▶ STATED TASK
From the first line of the data below through the line holding "const green = '#0d6a0d, #3f8a3f", output each line exactly and leave the pictures out.
:::
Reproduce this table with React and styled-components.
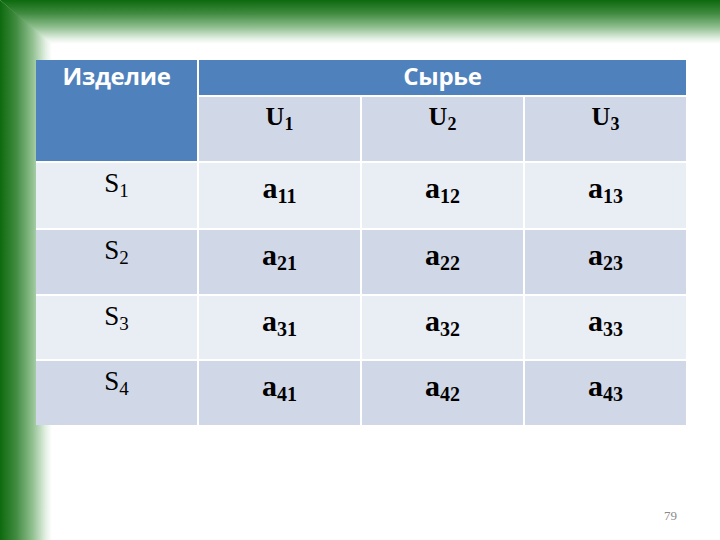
import React from 'react';
import styled, { createGlobalStyle } from 'styled-components';

const GlobalStyle = createGlobalStyle`
  html, body {
    margin: 0;
    padding: 0;
    background: #fff;
  }
`;

const green = '#0d6a0d, #3f8a3f 30%, #8fbf8f 62%, #e4f0e4 88%, #ffffff';

const Slide = styled.div`
  position: relative;
  width: 720px;
  height: 540px;
  overflow: hidden;
  background: #fff;
  display: flex;
  flex-direction: column;
  padding: 60px 35px 16px 36px;
  box-sizing: border-box;
  font-family: 'Liberation Serif', serif;

  &::before {
    content: '';
    position: absolute;
    left: 0;
    top: 0;
    right: 0;
    height: 44px;
    background: linear-gradient(to bottom, ${green});
    clip-path: polygon(0 0, 100% 0, 100% 100%, 50px 100%);
  }

  &::after {
    content: '';
    position: absolute;
    left: 0;
    top: 0;
    bottom: 0;
    width: 52px;
    background: linear-gradient(to right, ${green});
    clip-path: polygon(0 0, 100% 44px, 100% 100%, 0 100%);
  }
`;

const Grid = styled.div`
  position: relative;
  z-index: 1;
  display: grid;
  grid-template-columns: 161px 161px 161px 161px;
  grid-template-rows: 35px 64px 65px 64px 63px 64px;
  gap: 2px;
  width: 650px;
  background: #fff;
`;

const HeadCell = styled.div`
  grid-row: ${p => p.$row || 'auto'};
  grid-column: ${p => p.$col || 'auto'};
  background: #4f81bd;
  color: #fff;
  font-family: 'Open Sans', 'DejaVu Sans', sans-serif;
  font-weight: 700;
  font-size: 24px;
  line-height: 28px;
  letter-spacing: -0.3px;
  text-align: center;
  padding-top: 2px;
`;

const Cell = styled.div`
  background: ${p => (p.$shade ? '#d0d8e8' : '#e9edf4')};
  color: #000;
  font-family: 'Liberation Serif', serif;
  text-align: center;
  padding-top: ${p => p.$pad || 8}px;
`;

const Sym = styled.span`
  font-family: 'Liberation Serif', serif;
  font-size: ${p => p.$size}px;
  font-weight: ${p => (p.$bold ? 700 : 400)};
  line-height: 1.1;

  & sub {
    font-family: 'Liberation Serif', serif;
    font-size: ${p => p.$sub}px;
    vertical-align: -5px;
    line-height: 0;
  }
`;

const Footer = styled.div`
  margin-top: auto;
  display: flex;
  justify-content: flex-end;
  padding-right: 8px;
`;

const PageNum = styled.span`
  position: relative;
  z-index: 1;
  font-family: 'Liberation Serif', serif;
  font-size: 13px;
  color: #8a8a8a;
`;

const rows = [1, 2, 3, 4];

export default function App () {
  return (
    <>
      <GlobalStyle />
      <Slide>
        <Grid>
          <HeadCell $row='1 / 3' $col='1'>Изделие</HeadCell>
          <HeadCell $row='1' $col='2 / 5'>Сырье</HeadCell>
          {[1, 2, 3].map(j => (
            <Cell key={`u${j}`} $shade $pad={6}>
              <Sym $size={26} $sub={18} $bold>U<sub>{j}</sub></Sym>
            </Cell>
          ))}
          {rows.map((s, i) => (
            <React.Fragment key={s}>
              <Cell $shade={i % 2 === 1} $pad={6}>
                <Sym $size={27} $sub={19}>S<sub>{s}</sub></Sym>
              </Cell>
              {[1, 2, 3].map(j => (
                <Cell key={j} $shade={i % 2 === 1} $pad={8}>
                  <Sym $size={30} $sub={20} $bold>a<sub>{s}{j}</sub></Sym>
                </Cell>
              ))}
            </React.Fragment>
          ))}
        </Grid>
        <Footer>
          <PageNum>79</PageNum>
        </Footer>
      </Slide>
    </>
  );
}
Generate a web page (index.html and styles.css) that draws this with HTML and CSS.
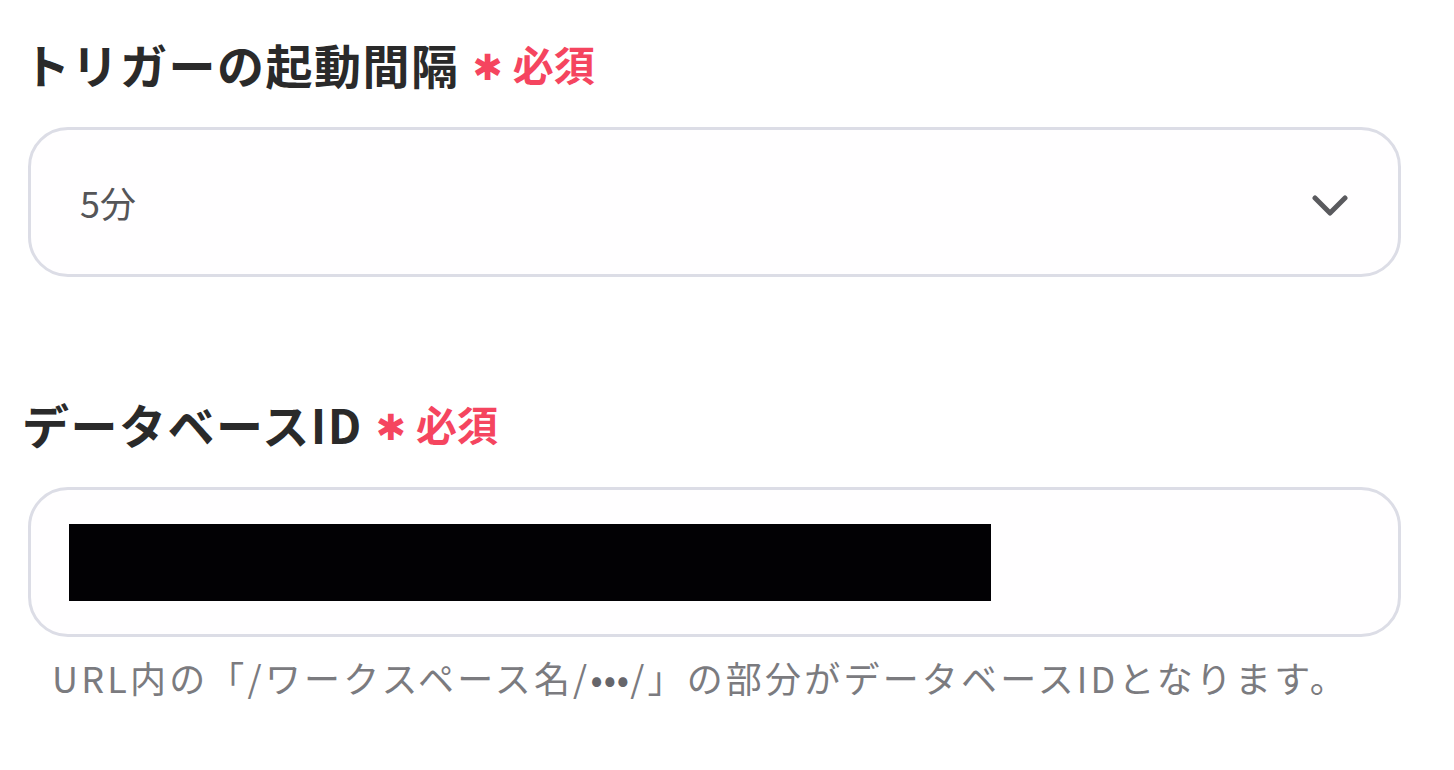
FILE: index.html
```html
<!DOCTYPE html>
<html lang="ja">
<head>
<meta charset="utf-8">
<link rel="stylesheet" href="styles.css">
</head>
<body>
<div class="form">
  <div class="field field-first">
    <div class="label label-1"><span class="label-text">トリガーの起動間隔</span><span class="req"><span class="star">✱</span>必須</span></div>
    <div class="box select">
      <span class="value">5分</span>
      <svg class="chevron" width="36" height="22" viewBox="0 0 36 22"><path d="M3 3 L18 18 L33 3" fill="none" stroke="#5a5a5e" stroke-width="5" stroke-linecap="round" stroke-linejoin="round"/></svg>
    </div>
  </div>
  <div class="field field-second">
    <div class="label label-2"><span class="label-text">データベースID</span><span class="req"><span class="star">✱</span>必須</span></div>
    <div class="box input">
      <div class="redact"></div>
    </div>
    <p class="help">URL内の「/ワークスペース名/<span class="dots">•••</span>/」の部分がデータベースIDとなります。</p>
  </div>
</div>
</body>
</html>
```
FILE: styles.css
```css
html, body {
  margin: 0;
  padding: 0;
  background: #ffffff;
}
body {
  font-family: "Noto Sans CJK JP", "Noto Sans", sans-serif;
  color: #2b2b2b;
}
.form {
  padding: 0 53px 0 28px;
}
.field-first {
  padding-top: 31px;
}
.field-second {
  padding-top: 114px;
}
.label {
  display: flex;
  align-items: center;
  height: 64px;
}
.label-1 {
  margin-left: -5px;
}
.label-2 {
  margin-left: -6px;
}
.label-text {
  font-size: 47px;
  font-weight: 700;
  color: #2a2a2a;
  letter-spacing: 1.5px;
}
.req {
  display: flex;
  align-items: center;
  margin-left: 13px;
  font-size: 41px;
  font-weight: 700;
  color: #f5455f;
}
.star {
  font-family: "DejaVu Sans", sans-serif;
  font-size: 36px;
  margin-right: 10px;
  position: relative;
  top: 4px;
}
.box {
  box-sizing: border-box;
  height: 150px;
  border: 3px solid #dcdde6;
  border-radius: 40px;
  background: #fffeff;
  display: flex;
  align-items: center;
}
.select {
  margin-top: 32px;
  padding: 0 50px 0 49px;
  justify-content: space-between;
}
.value {
  font-size: 36px;
  color: #555558;
}
.chevron {
  display: block;
  margin-top: 8px;
}
.input {
  margin-top: 32px;
  padding-left: 38px;
}
.redact {
  width: 922px;
  height: 77px;
  background: #020104;
}
.help {
  margin: 16px 0 0 24px;
  font-size: 36px;
  color: #7b7b7f;
  line-height: 48px;
  letter-spacing: 3.2px;
}
.dots {
  color: #66666b;
  letter-spacing: 1px;
}
```
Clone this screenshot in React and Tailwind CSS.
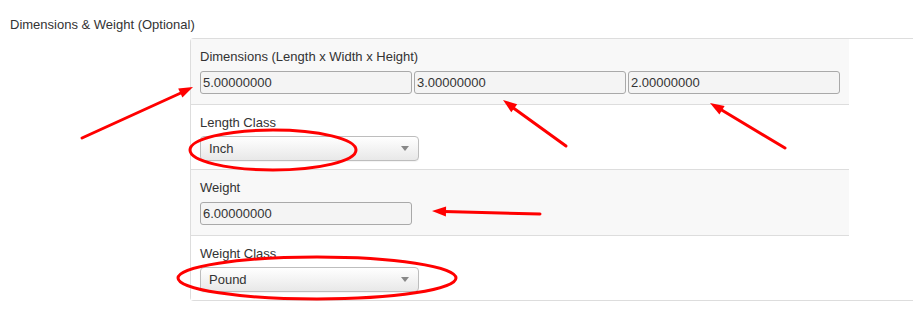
import React from 'react';

const font = { fontFamily: '"Liberation Sans", Arial, sans-serif' };

const TextInput = ({ value }) => (
  <div className="w-[212px] h-[23px] border border-[#a9a9a9] rounded-[3px] bg-[#f4f4f4] pl-[2px] flex items-center text-[13px] text-[#333]">
    {value}
  </div>
);

const Select = ({ value }) => (
  <div className="w-[219px] h-[25px] border border-[#bdbdbd] rounded-[4px] bg-gradient-to-b from-white to-[#e8e8e8] pl-[8px] pr-[9px] flex items-center justify-between text-[13px] text-[#333] shadow-[0_1px_1px_rgba(0,0,0,0.05)]">
    <span>{value}</span>
    <svg width="8" height="5" viewBox="0 0 8 5"><path d="M0 0h8L4 5z" fill="#888" /></svg>
  </div>
);

const Row = ({ label, grey, first, gap, children }) => (
  <div className={`px-[9px] pt-[9px] ${first ? '' : 'border-t border-[#dddddd]'} ${grey ? 'bg-[#f8f8f8]' : 'bg-white'} ${gap ? 'pb-[10px]' : 'pb-[8px]'}`}>
    <div className={`text-[13px] leading-[18px] text-[#333] ${gap ? 'mb-[5px]' : 'mb-[4px]'}`}>{label}</div>
    {children}
  </div>
);

export default function App() {
  return (
    <div className="relative w-[913px] h-[329px] bg-white overflow-hidden" style={font}>
      <div className="pt-[16px] pl-[10px] text-[13px] leading-[18px] text-[#333]">Dimensions &amp; Weight (Optional)</div>
      <div className="mt-[4px] ml-[190px] border-t border-l border-b border-[#dddddd] rounded-l-[4px]">
        <div className="w-[658px]">
          <Row label="Dimensions (Length x Width x Height)" grey first gap>
            <div className="flex gap-[2px]">
              <TextInput value="5.00000000" />
              <TextInput value="3.00000000" />
              <TextInput value="2.00000000" />
            </div>
          </Row>
          <Row label="Length Class">
            <Select value="Inch" />
          </Row>
          <Row label="Weight" grey gap>
            <TextInput value="6.00000000" />
          </Row>
          <Row label="Weight Class">
            <Select value="Pound" />
          </Row>
        </div>
      </div>

      {/* red annotations */}
      <svg className="absolute inset-0 pointer-events-none" width="913" height="329">
        <g stroke="#ff0000" strokeWidth="3" fill="none" strokeLinecap="round">
          <line x1="82" y1="138" x2="183" y2="92" />
          <line x1="566" y1="146" x2="512" y2="107" />
          <line x1="785" y1="148" x2="720" y2="109" />
          <line x1="540" y1="214" x2="444" y2="211.5" />
          <ellipse cx="273" cy="150" rx="83" ry="20" />
          <ellipse cx="317" cy="278" rx="139" ry="21" />
        </g>
        <g fill="#ff0000">
          <polygon points="193,87 182.4,97.4 178.2,88.4" />
          <polygon points="503,100 517.2,104.3 511.3,112.3" />
          <polygon points="710,103 724.6,105.9 719.4,114.5" />
          <polygon points="432,211 446.1,206.4 445.9,216.4" />
        </g>
      </svg>
    </div>
  );
}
:::
▶ SOLUTION TO THE EXERCISE
Reproduce this table with React and styled-components.
import React from 'react';
import styled, { createGlobalStyle } from 'styled-components';

const GlobalStyle = createGlobalStyle`
  html, body {
    margin: 0;
    padding: 0;
    background: #fff;
  }
`;

const green = '#0d6a0d, #3f8a3f 30%, #8fbf8f 62%, #e4f0e4 88%, #ffffff';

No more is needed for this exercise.